Institutional demand for Bitcoin has recently exceeded the network’s new supply, highlighting a growing imbalance between buyer appetite and miner issuance.
Buyers Absorb More Bitcoin Than Is Mined
Data from Capriole shows that institutional buyers have absorbed more Bitcoin than miners produced for three consecutive days. During this period, demand exceeded daily mined supply by approximately 13%, indicating that institutions are purchasing Bitcoin faster than it is entering circulation.
This dynamic suggests that newly mined coins are being fully absorbed by buyers, with additional demand met through secondary market supply.
🚨INSTITUTIONS ARE BUYING MORE BTC THAN MINERS PRODUCECapriole data shows institutional demand has exceeded newly mined #Bitcoin for 3 straight days, with buyers absorbing 13% more than daily supply. pic.twitter.com/pBCp3I6fOi— Coin Bureau (@coinbureau) December 17, 2025
Multiple Institutional Channels Contributing to Demand
The data tracks several sources of institutional activity, including treasuries, ETFs, and other large-scale buyers. These flows collectively outweighed Bitcoin issuance from miners, reinforcing the trend of sustained institutional participation even during periods of price consolidation.

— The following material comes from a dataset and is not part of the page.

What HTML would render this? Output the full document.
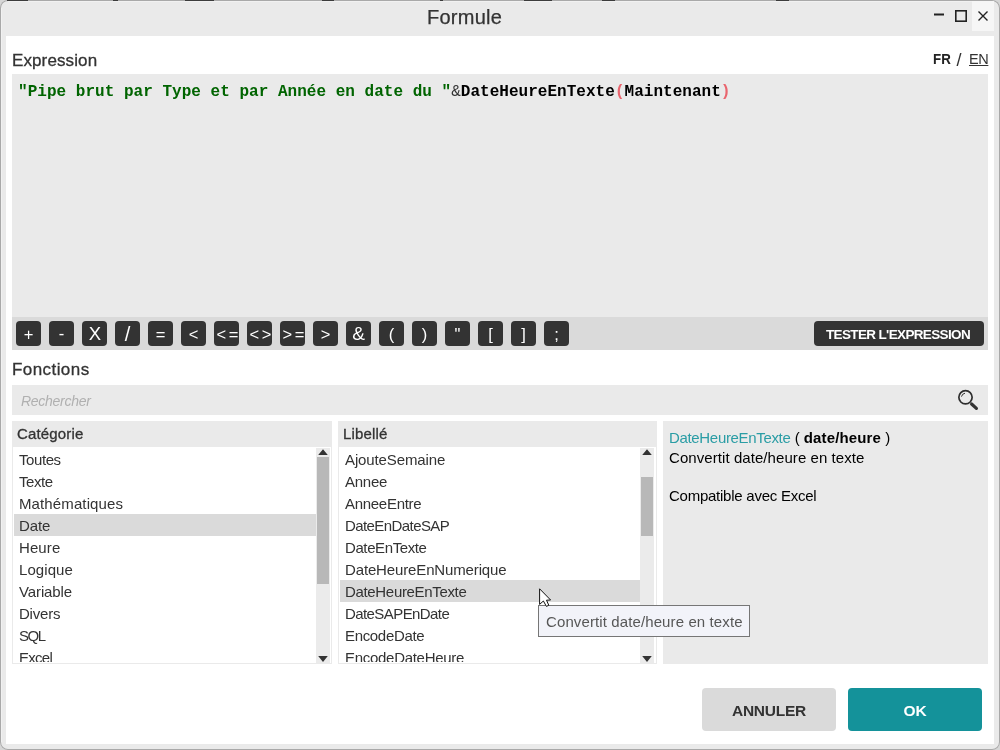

At the same time, miner supply remained relatively stable, meaning the shift was driven by demand rather than changes in production.
Market Implications of a Supply-Demand Imbalance
When institutional demand consistently exceeds new supply, it can reduce the amount of Bitcoin available on the open market. Historically, such conditions have contributed to tighter liquidity and increased sensitivity to marginal changes in buying or selling pressure.
While short-term price action may still fluctuate, prolonged periods of net absorption can act as a structural support for the market.
A Broader Shift in Bitcoin Ownership
The continued accumulation by institutions reflects a broader trend of Bitcoin moving from miner distribution into long-term holdings held by professional investors. This shift has been closely watched as a key factor in Bitcoin’s evolving market structure, particularly following the growth of institutional products and corporate exposure.
As long as institutional buying remains above issuance levels, the balance between supply and demand will remain a central theme for Bitcoin market participants heading into 2026.